Ce morceau d’anthologie sort sur un album de 1973, appelé « Fuente y caudal » (« source et cours », en référence à un fleuve). Cet album, très travaillé, marque une étape décisive dans la carrière du guitariste. Tout d’abord, parce que ce fut le premier album dans lequel il commença à sortir du carcan du flamenco traditionnel pour se libérer réellement et laisser ressortir son style unique. Ensuite, parce que il eut un succès international, notamment grâce au fameux « Entre deux eaux ».

Or, il s’avère que, ce morceau mythique, n’était pas prévu initialement. En effet, alors qu’ils étaient en studio, à la fin de l’enregistrement de « Fuente y caudal », le producteur de Paco, José Torregrosa, lui fit remarquer qu’il manquait une piste pour compléter le vinyle et lui demanda de composer un autre morceau rapidement. Paco, dut improviser rapidement ce morceau. Il composa donc une rumba, à partir de thèmes qu’il avait déjà travaillés et, de façon spontanée, en continuation de l’esprit de l’album qu’il venait d’enregistrer, suivant le cours du fleuve… Le paradoxe pour un artiste si méticuleux et perfectionniste comme Paco de Lucia, est que, ce morceau « bouche-trou », improvisé si rapidement, fut l’un des meilleurs de l’album et, peut-être le plus célèbre de toute sa carrière… c’est ce même morceau qui permit à Paco de sortir du cercle très fermé et limité du flamenco pour devenir un artiste atemporel, écouté et apprécié par un public très large et plus uniquement par les initiés du flamenco.

Le morceau commence tout doucement, sur le son grave des cinquième et sixième cordes de plusieurs guitares, marquant comme une sorte de basse, le rythme tranquille d’un cours d’eau naissant. Puis commencent les bongos, clairsemés au début, puis plus rapides et rapprochés, comme les clapotis de l’eau sur des cailloux. Puis, le son des guitares sèches se fait plus aigu. Enfin, après 18 secondes, monte le son de la guitare de Paco, lançant la mélodie centrale. Ce refrain revient constamment et anime, donne cette gaîté au morceau, mais aussi cette touche très typée andalouse.

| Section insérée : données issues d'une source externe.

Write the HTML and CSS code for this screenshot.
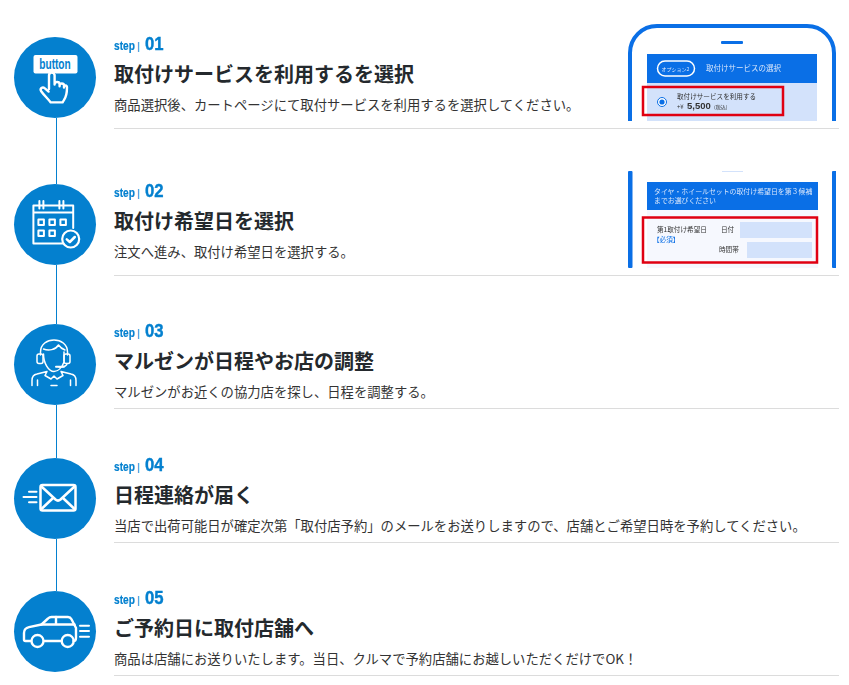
FILE: index.html
```html
<!DOCTYPE html>
<html lang="ja">
<head>
<meta charset="utf-8">
<title>取付けの流れ</title>
<link rel="stylesheet" href="styles.css">
</head>
<body>
<ol class="steps">
  <li class="step step-a">
    <div class="rail">
      <span class="line line-none"></span>
      <span class="badge">
        <svg class="icon" viewBox="0 0 82 82">
          <rect class="fill" x="19.5" y="18" width="44" height="18.5" rx="2"/>
          <text class="btn-label" x="41" y="31.5" textLength="31.500" lengthAdjust="spacingAndGlyphs">button</text>
          <path class="bluestroke" d="M38 36v12"/>
          <path class="st24" d="M35 52V38.400c0-3.800 5.600-3.800 5.600 0V47.500M40.600 47.200c0-3 5-3 5 0v2M45.600 48.600c0-2.800 4.400-2.800 4.400 0v2M50 50.400c0-2.600 3-2.400 3 .2 0 5-.6 9-3 12.400l-1.400 2.400H36.600c-2-3.200-6.200-6.600-9.400-11.200-1.800-2.600 1.400-4.800 3.400-3l4 3.400"/>
        </svg>
      </span>
      <span class="line"></span>
    </div>
    <div class="body">
      <div class="text">
        <p class="label"><span class="word">step</span><span class="bar">|</span><span class="num">01</span></p>
        <h2 class="title">取付けサービスを利用するを選択</h2>
        <p class="desc">商品選択後、カートページにて取付サービスを利用するを選択してください。</p>
      </div>
      <svg class="shot" viewBox="628 24 208 97">
        <path class="phone" d="M630 121V53c0-15 12-27 27-27h150c15 0 27 12 27 27v68"/>
        <rect class="notch" x="721" y="41" width="22" height="3" rx="1"/>
        <rect class="blue" x="647" y="54" width="170" height="29"/>
        <rect class="pale" x="647" y="83" width="170" height="38"/>
        <rect class="pill" x="657.5" y="61" width="37" height="15" rx="7.5"/>
        <text class="t5 white" x="661.500" y="70.500">オプション2</text>
        <text class="t75 white" x="706" y="71">取付けサービスの選択</text>
        <rect class="redbox" x="643" y="87" width="140" height="28"/>
        <circle class="radio" cx="662" cy="102" r="4.5"/>
        <circle class="radiodot" cx="662" cy="102" r="2.6"/>
        <text class="t66 dark" x="677" y="99">取付けサービスを利用する</text>
        <text class="t6 dark" x="677" y="109">+¥</text>
        <text class="price" x="687" y="109">5,500</text>
        <text class="t5 dark" x="714" y="109">(税込)</text>
      </svg>
    </div>
  </li>
  <li class="step step-b">
    <div class="rail">
      <span class="line"></span>
      <span class="badge">
        <svg class="icon" viewBox="0 0 82 82">
          <path class="st2" d="M53 59.4H19.4V21.5h39.8V44M19.4 28.4h39.8M25.4 17v7.5M29.4 17v7.5M45.4 17v7.5M49.4 17v7.5"/>
          <path class="st2" d="M24.4 35.4h5.5v5.5h-5.5zM35.4 35.4h5.5v5.5h-5.5zM46.4 35.4h5.5v5.5h-5.5zM24.4 46.4h5.5v5.5h-5.5zM35.4 46.4h5.5v5.5h-5.5z"/>
          <circle class="check-ring" cx="56.7" cy="55" r="8.5"/>
          <path class="st25" d="M52.8 55.4l3 2.6 5-5"/>
        </svg>
      </span>
      <span class="line"></span>
    </div>
    <div class="body">
      <div class="text">
        <p class="label"><span class="word">step</span><span class="bar">|</span><span class="num">02</span></p>
        <h2 class="title">取付け希望日を選択</h2>
        <p class="desc">注文へ進み、取付け希望日を選択する。</p>
      </div>
      <svg class="shot" viewBox="628 171 208 97">
        <rect class="blue2" x="628" y="171" width="4.5" height="97" rx="1"/>
        <rect class="blue2" x="832" y="171" width="4.5" height="97" rx="1"/>
        <rect class="notch-pale" x="722" y="171" width="21" height="1"/>
        <rect class="blue" x="647" y="182" width="171" height="28"/>
        <rect class="paler" x="647" y="210" width="171" height="58"/>
        <text class="t69 white" x="654" y="194">タイヤ・ホイールセットの取付け希望日を第３候補</text>
        <text class="t69 white" x="654" y="203">までお選びください</text>
        <rect class="redbox" x="643" y="217.5" width="174" height="45"/>
        <text class="t66 dark" x="657" y="232">第1取付け希望日</text>
        <text class="t66 link" x="653" y="242">【必須】</text>
        <text class="t66 dark" x="721" y="232">日付</text>
        <rect class="pale" x="740" y="222" width="72" height="16"/>
        <text class="t66 dark" x="719" y="252">時間帯</text>
        <rect class="pale" x="747" y="242" width="65" height="16"/>
      </svg>
    </div>
  </li>
  <li class="step step-c">
    <div class="rail">
      <span class="line"></span>
      <span class="badge">
        <svg class="icon" viewBox="0 0 82 82">
          <path class="st15" d="M26.5 31v-3c0-16 27-16 27 0v3"/>
          <path class="st15" d="M29.5 25c5 2 12 1 15-4 2 3 4 4 6.500 5M29.500 30c0 9 5 17.500 10.500 17.500 4 0 8-4 10-9.500M50 37v-9"/>
          <rect class="st15" x="23" y="30" width="6" height="9.500" rx="2"/>
          <rect class="st15" x="50" y="30" width="6" height="9.500" rx="2"/>
          <path class="st15" d="M53 39.500c0 2.500-3 3.500-8 3.500"/>
          <rect class="fillw" x="41" y="41.800" width="10" height="2" rx="1"/>
          <path class="st15" d="M18 61.500v-5c0-4 2-6 5-6.500l10-2.500M62 61.500v-5c0-4-2-6-5-6.500l-10-2.500M33 47.500l-2 4 6 3.500 3-3 3 3 6-3.500-2-4M23.500 61.500V56M56.500 61.500V56M37 61.500h6"/>
        </svg>
      </span>
      <span class="line"></span>
    </div>
    <div class="body">
      <div class="text">
        <p class="label"><span class="word">step</span><span class="bar">|</span><span class="num">03</span></p>
        <h2 class="title">マルゼンが日程やお店の調整</h2>
        <p class="desc">マルゼンがお近くの協力店を探し、日程を調整する。</p>
      </div>
    </div>
  </li>
  <li class="step step-c">
    <div class="rail">
      <span class="line"></span>
      <span class="badge">
        <svg class="icon" viewBox="0 0 82 82">
          <rect class="st25" x="26.500" y="27" width="35" height="25.500" rx="2"/>
          <path class="st25" d="M28 29l13.500 12.500c1.500 1.300 3.500 1.300 5 0L60 29M28 50.500l10.500-10M60 50.500l-10.500-10"/>
          <path class="st2" d="M15 33.700h7.500M9.500 39h13M15 44.300h7.500"/>
        </svg>
      </span>
      <span class="line"></span>
    </div>
    <div class="body">
      <div class="text">
        <p class="label"><span class="word">step</span><span class="bar">|</span><span class="num">04</span></p>
        <h2 class="title">日程連絡が届く</h2>
        <p class="desc">当店で出荷可能日が確定次第「取付店予約」のメールをお送りしますので、店舗とご希望日時を予約してください。</p>
      </div>
    </div>
  </li>
  <li class="step step-c">
    <div class="rail">
      <span class="line"></span>
      <span class="badge">
        <svg class="icon" viewBox="0 0 82 82">
          <path class="st24" d="M17 50h-5.500c-1 0-1.500-.6-1.500-1.500V42c0-3 1.500-5 5-5.800L27.500 33.500 34 27.500c1-1 2-1.500 3.500-1.500H54c1.500 0 2.800.8 3.500 2.200L62 37v10c0 2-1 3-2.500 3M30 50h17.500"/>
          <path class="st24" d="M27.500 33.500H60.500M42 26v7.500"/>
          <circle class="st24" cx="23.500" cy="50" r="6"/>
          <circle class="st24" cx="53.700" cy="50" r="6"/>
          <path class="st2" d="M66 34.700h9M66 40h9M66 45.700h9"/>
        </svg>
      </span>
    </div>
    <div class="body">
      <div class="text">
        <p class="label"><span class="word">step</span><span class="bar">|</span><span class="num">05</span></p>
        <h2 class="title">ご予約日に取付店舗へ</h2>
        <p class="desc">商品は店舗にお送りいたします。当日、クルマで予約店舗にお越しいただくだけでOK！</p>
      </div>
    </div>
  </li>
</ol>
</body>
</html>
```

FILE: styles.css
```css
html, body {
  margin: 0;
  padding: 0;
  background: #fff;
}
body {
  font-family: "Noto Sans CJK JP", "Noto Sans", sans-serif;
  color: #2b2f33;
  overflow: hidden;
}
.steps {
  list-style: none;
  margin: 0;
  padding: 24px 10px 0 14px;
}
.step {
  display: flex;
}
.rail {
  flex: 0 0 82px;
  display: flex;
  flex-direction: column;
  align-items: center;
}
.line {
  display: block;
  flex: 1 1 0;
  width: 1px;
  margin-left: 3px;
  background: #0480cf;
}
.line-none {
  background: transparent;
}
.step-a .line:first-child,
.step-b .line:first-child {
  flex: 0 0 13px;
}
.step-c .line:first-child {
  flex: 0 0 6.200px;
}
.badge {
  display: block;
  flex: 0 0 81px;
  width: 82px;
  height: 81px;
  border-radius: 50%;
  background: #0480cf;
}
.icon {
  display: block;
  width: 82px;
  height: 82px;
}
.body {
  flex: 1 1 auto;
  margin-left: 18px;
  margin-bottom: 42px;
  padding: 3.400px 3px 6px 0;
  display: flex;
  justify-content: space-between;
  align-items: flex-end;
  border-bottom: 1px solid #dcdcdc;
}
.step-a .body,
.step-b .body {
  padding-top: 0;
}
.step-a .text,
.step-b .text {
  margin-bottom: 7px;
}
.text {
  min-width: 0;
}
.label {
  margin: 0;
  display: flex;
  align-items: baseline;
  height: 20px;
  line-height: 19px;
  color: #0480cf;
  font-family: "Liberation Sans", sans-serif;
  font-weight: 700;
}
.word {
  display: inline-block;
  width: 21px;
  font-size: 13px;
  transform: scaleX(0.78);
  transform-origin: 0 50%;
  -webkit-text-stroke: 0.2px #0480cf;
}
.bar {
  font-size: 11px;
  font-weight: 400;
  margin: 0 5px 0 2px;
}
.num {
  display: inline-block;
  width: 19px;
  font-size: 19px;
  transform: scaleX(0.88);
  transform-origin: 0 50%;
  -webkit-text-stroke: 0.4px #0480cf;
}
.title {
  margin: 5px 0 0;
  font-size: 20px;
  line-height: 30px;
  font-weight: 700;
  color: #24292d;
}
.desc {
  margin: 6px 0 0;
  font-size: 13.330px;
  line-height: 20px;
  color: #333;
}
.shot {
  display: block;
  flex: 0 0 208px;
  width: 208px;
  height: 97px;
  margin-bottom: 1px;
  filter: blur(0.45px);
}
.phone {
  fill: #fff;
  stroke: #0a6fe6;
  stroke-width: 4;
}
.notch { fill: #0a6fe6; }
.notch-pale { fill: #d3e2fb; }
.blue { fill: #0a6fe6; }
.blue2 { fill: #0a6fe6; }
.pale { fill: #d3e2fb; }
.paler { fill: #f6f8fe; }
.pill {
  fill: none;
  stroke: #fff;
  stroke-width: 1.500;
}
.redbox {
  fill: none;
  stroke: #e00012;
  stroke-width: 2.500;
}
.radio {
  fill: #fff;
  stroke: #0a6fe6;
  stroke-width: 1;
}
.radiodot { fill: #0a6fe6; }
.t5 { font-size: 5px; }
.t6 { font-size: 6px; }
.t66 { font-size: 6.600px; }
.t69 { font-size: 6.900px; }
.t75 { font-size: 7.500px; }
.white { fill: #d8e6fb; }
.dark { fill: #333; }
.link { fill: #0a6fe6; }
.price {
  font-family: "Liberation Sans", sans-serif;
  font-size: 9.500px;
  font-weight: 700;
  fill: #333;
}
.fill { fill: #fff; }
.fillw { fill: #fff; }
.btn-label {
  font-family: "Liberation Sans", sans-serif;
  font-size: 14px;
  font-weight: 700;
  fill: #0480cf;
  text-anchor: middle;
}
.bluestroke {
  fill: none;
  stroke: #0480cf;
  stroke-width: 8;
}
.st15, .st2, .st24, .st25 {
  fill: none;
  stroke: #fff;
  stroke-linecap: round;
  stroke-linejoin: round;
}
.st15 { stroke-width: 1.500; }
.st2 { stroke-width: 2; }
.st24 { stroke-width: 2.400; }
.st25 { stroke-width: 2.500; }
.check-ring {
  fill: #0480cf;
  stroke: #fff;
  stroke-width: 2.200;
}
```
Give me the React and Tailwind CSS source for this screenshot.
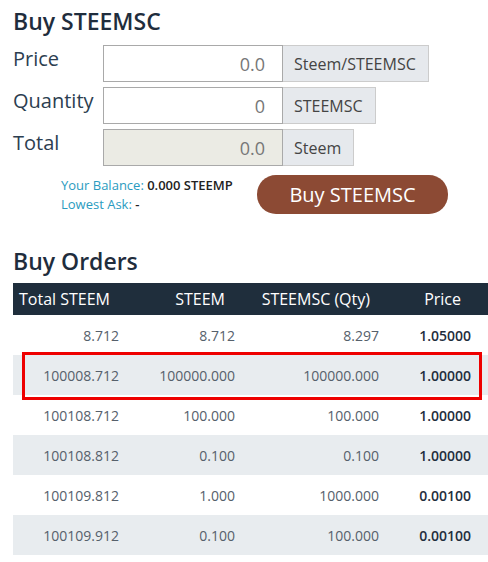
import React from 'react';

const rows = [
  { total: '8.712', steem: '8.712', qty: '8.297', price: '1.05000' },
  { total: '100008.712', steem: '100000.000', qty: '100000.000', price: '1.00000' },
  { total: '100108.712', steem: '100.000', qty: '100.000', price: '1.00000' },
  { total: '100108.812', steem: '0.100', qty: '0.100', price: '1.00000' },
  { total: '100109.812', steem: '1.000', qty: '1000.000', price: '0.00100' },
  { total: '100109.912', steem: '0.100', qty: '100.000', price: '0.00100' },
];

const FormRow = ({ label, value, unit, disabled }) => (
  <div className="flex items-start h-[37px]">
    <div className="w-[90px] text-[20px] leading-[28px] text-[#2c3e50]">{label}</div>
    <input
      readOnly
      value={value}
      className={`w-[180px] h-[37px] border border-[#a9a9a9] text-right pr-[17px] text-[18px] text-[#777] outline-none ${disabled ? 'bg-[#ebebe4]' : 'bg-white'}`}
    />
    <div className="h-[37px] flex items-center pl-[11px] pr-[12px] border border-l-0 border-[#ccc] bg-[#e6e9ed] text-[16px] text-[#444]">
      {unit}
    </div>
  </div>
);

const App = () => {
  return (
    <div className="w-[488px] h-[562px] bg-white overflow-hidden" style={{ fontFamily: '"Open Sans", "Liberation Sans", sans-serif' }}>
      <div className="pl-[13px]">
        <h1 className="pt-[6px] mb-[9px] text-[23px] leading-[30px] font-semibold text-[#1f2d3d]">Buy STEEMSC</h1>

        <div className="flex flex-col gap-[5px]">
          <FormRow label="Price" value="0.0" unit="Steem/STEEMSC" />
          <FormRow label="Quantity" value="0" unit="STEEMSC" />
          <FormRow label="Total" value="0.0" unit="Steem" disabled />
        </div>

        <div className="flex items-start mt-[9px]">
          <div className="w-[244px] pl-[48px] pt-[1px] text-[13px] leading-[19px] text-[#2a9bc0]">
            <div>
              Your Balance: <span className="font-semibold text-[#222]">0.000 STEEMP</span>
            </div>
            <div>
              Lowest Ask: <span className="font-semibold text-[#222]">-</span>
            </div>
          </div>
          <button className="w-[191px] h-[39px] rounded-[19px] bg-[#8c4a34] text-white text-[20px]">
            Buy STEEMSC
          </button>
        </div>

        <h2 className="mt-[32px] mb-[7px] text-[23px] leading-[30px] font-semibold text-[#1f2d3d]">Buy Orders</h2>

        <div className="relative">
          <div className="grid grid-cols-[114px_116px_144px_101px] h-[32px] items-center bg-[#1f2e3c] text-white text-[16px]">
            <div className="pl-[6px]">Total STEEM</div>
            <div className="text-right pr-[18px]">STEEM</div>
            <div className="text-right pr-[17px]">STEEMSC (Qty)</div>
            <div className="text-right pr-[27px]">Price</div>
          </div>
          {rows.map((r, i) => (
            <div
              key={i}
              className={`grid grid-cols-[114px_116px_144px_101px] h-[40px] items-center text-[14px] ${i % 2 === 1 ? 'bg-[#e8ecef]' : 'bg-white'}`}
            >
              <div className="text-right pr-2 text-[#56606b]">{r.total}</div>
              <div className="text-right pr-2 text-[#56606b]">{r.steem}</div>
              <div className="text-right pr-2 text-[#56606b]">{r.qty}</div>
              <div className="text-right pr-[17px] font-semibold text-[#1f2d3d]">{r.price}</div>
            </div>
          ))}
          <div className="absolute left-[9px] top-[69px] w-[460px] h-[48px] border-[3px] border-[#ee0000] pointer-events-none" />
        </div>
      </div>
    </div>
  );
};

export default App;
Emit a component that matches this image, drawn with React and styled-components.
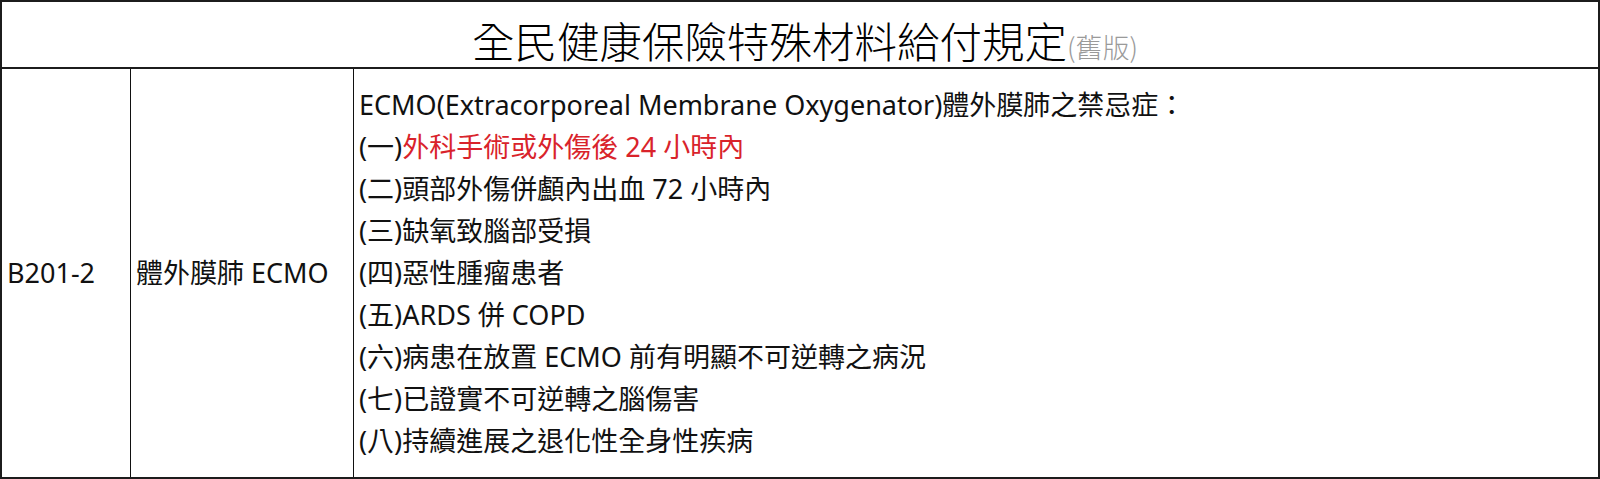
import React from "react";
import styled, { createGlobalStyle } from "styled-components";

const Global = createGlobalStyle`
  html, body { margin: 0; padding: 0; background: #fff; }
  body { font-family: "Noto Sans", "Noto Sans CJK TC", sans-serif; color: #000; }
`;

const Frame = styled.div`
  box-sizing: border-box;
  width: 1600px;
  height: 479px;
  border: 2px solid #1c1c1c;
  display: grid;
  grid-template-rows: 67px 1fr;
  background: #fff;
`;

const TitleBar = styled.div`
  border-bottom: 2px solid #1c1c1c;
  display: flex;
  justify-content: center;
  align-items: flex-end;
  padding-left: 10px;
`;

const Title = styled.h1`
  margin: 0;
  font-family: "Noto Sans CJK TC", sans-serif;
  font-weight: 300;
  font-size: 42.5px;
  line-height: 40px;
  color: #000;
`;

const Note = styled.span`
  font-size: 27px;
  color: #9a9a9a;
  font-weight: 300;
`;

const Row = styled.div`
  display: grid;
  grid-template-columns: 128px 223px 1fr;
  font-family: "Noto Sans", "Noto Sans CJK TC", sans-serif;
  font-size: 27px;
  line-height: 42px;
`;

const Cell = styled.div`
  display: flex;
  flex-direction: column;
  justify-content: center;
  padding: 0 5px;
  border-left: ${(p) => (p.$first ? "none" : "1px solid #111")};
  white-space: nowrap;
`;

const Line = styled.div`
  color: #111;
`;

const Red = styled.span`
  color: #d9232b;
`;

const items = [
  ["(二)", "頭部外傷併顱內出血 72 小時內"],
  ["(三)", "缺氧致腦部受損"],
  ["(四)", "惡性腫瘤患者"],
  ["(五)", "ARDS 併 COPD"],
  ["(六)", "病患在放置 ECMO 前有明顯不可逆轉之病況"],
  ["(七)", "已證實不可逆轉之腦傷害"],
  ["(八)", "持續進展之退化性全身性疾病"],
];

export default function App() {
  return (
    <>
      <Global />
      <Frame>
        <TitleBar>
          <Title>
            全民健康保險特殊材料給付規定<Note>(舊版)</Note>
          </Title>
        </TitleBar>
        <Row>
          <Cell $first>
            <Line>B201-2</Line>
          </Cell>
          <Cell>
            <Line>體外膜肺 ECMO</Line>
          </Cell>
          <Cell>
            <Line>ECMO(Extracorporeal Membrane Oxygenator)體外膜肺之禁忌症：</Line>
            <Line>
              (一)<Red>外科手術或外傷後 24 小時內</Red>
            </Line>
            {items.map(([n, t]) => (
              <Line key={n}>
                {n}
                {t}
              </Line>
            ))}
          </Cell>
        </Row>
      </Frame>
    </>
  );
}
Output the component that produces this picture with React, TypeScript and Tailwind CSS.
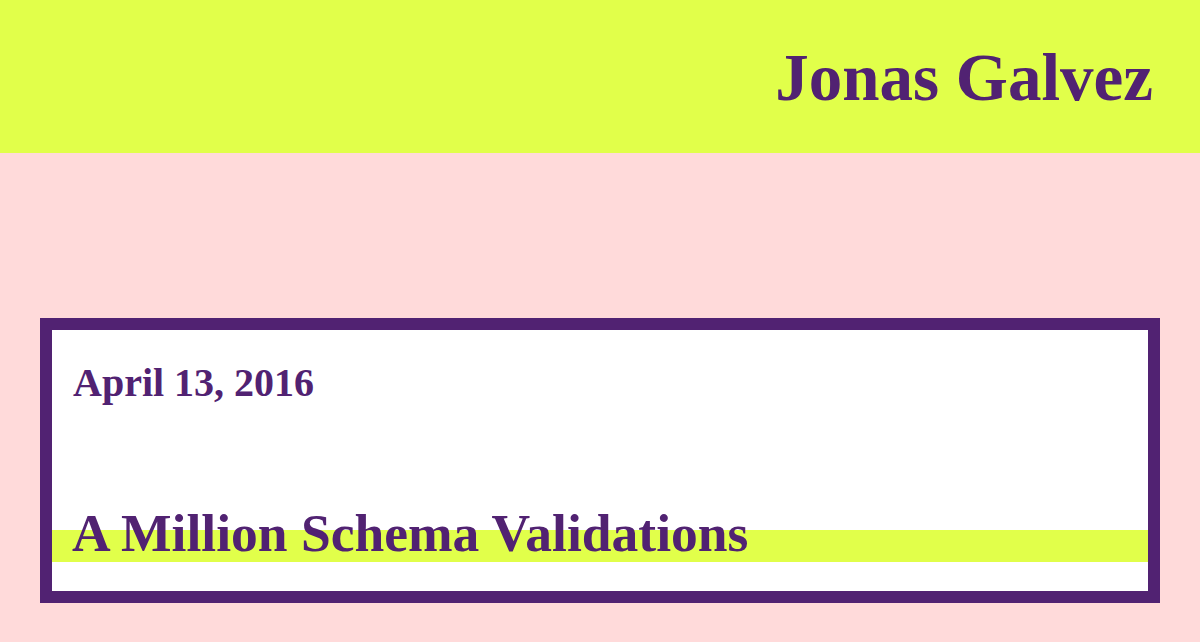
import React from 'react';

const serif = { fontFamily: '"Liberation Serif", "Times New Roman", serif' };

export default function App() {
  return (
    <div className="min-h-[642px] bg-[#ffdada] text-[#512272]" style={serif}>
      {/* Header */}
      <header className="h-[153px] bg-[#e1ff4a] flex items-center justify-end pr-[47px]">
        <h1 className="text-[67px] font-bold leading-none mt-[2px]">Jonas Galvez</h1>
      </header>

      {/* Post card */}
      <main className="px-10 pt-[165px] pb-[39px]">
        <article className="border-[12px] border-[#512272] bg-white h-[285px] flex flex-col">
          <p className="pl-[21px] pt-[33px] text-[40px] font-bold leading-none">April 13, 2016</p>
          <div className="relative mt-auto mb-[29px]">
            <div className="absolute left-0 right-0 bottom-0 h-[32px] bg-[#e1ff4a]" />
            <h2 className="relative pl-[20px] text-[53.5px] font-bold leading-none pb-[2px]">
              A Million Schema Validations
            </h2>
          </div>
        </article>
      </main>
    </div>
  );
}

La suite est un dialogue entre la guitare de Paco et celle de son frère, qui semblent courir ensemble.

A l’écoute de « entre dos aguas », on se sent en Andalousie, dans un cadre naturel, on visualise presque le fleuve, peut-être le Guadalquivir, qui nait tranquille dans les montagnes enneigées de la Sierra de Cazorla, traverse toute l’Andalousie, des montagnes couvertes de pins, des collines couvertes d’oliviers, aux plaines riches de Cordoue, il s’accélère dans les montagnes en amont de Séville, traverse majestueusement la Capitale andalouse en embrassant l’île de Triana en son centre, puis les marais de Doñana et, toujours plus large et majestueux, va finir sa course épique dans les eaux salées de l’océan atlantique, à San Lucar de Barrameda, le port de départ des conquistadors. Le rythme s’emballe sur la fin, on se voit sur un bateau traversant l’océan, on croit reconnaître des intonations de cumbia, peut-être sommes-nous arrivés en Amérique latine ?

Le morceau et l'album se terminent alors sur un grand coup de corde, comme un point final.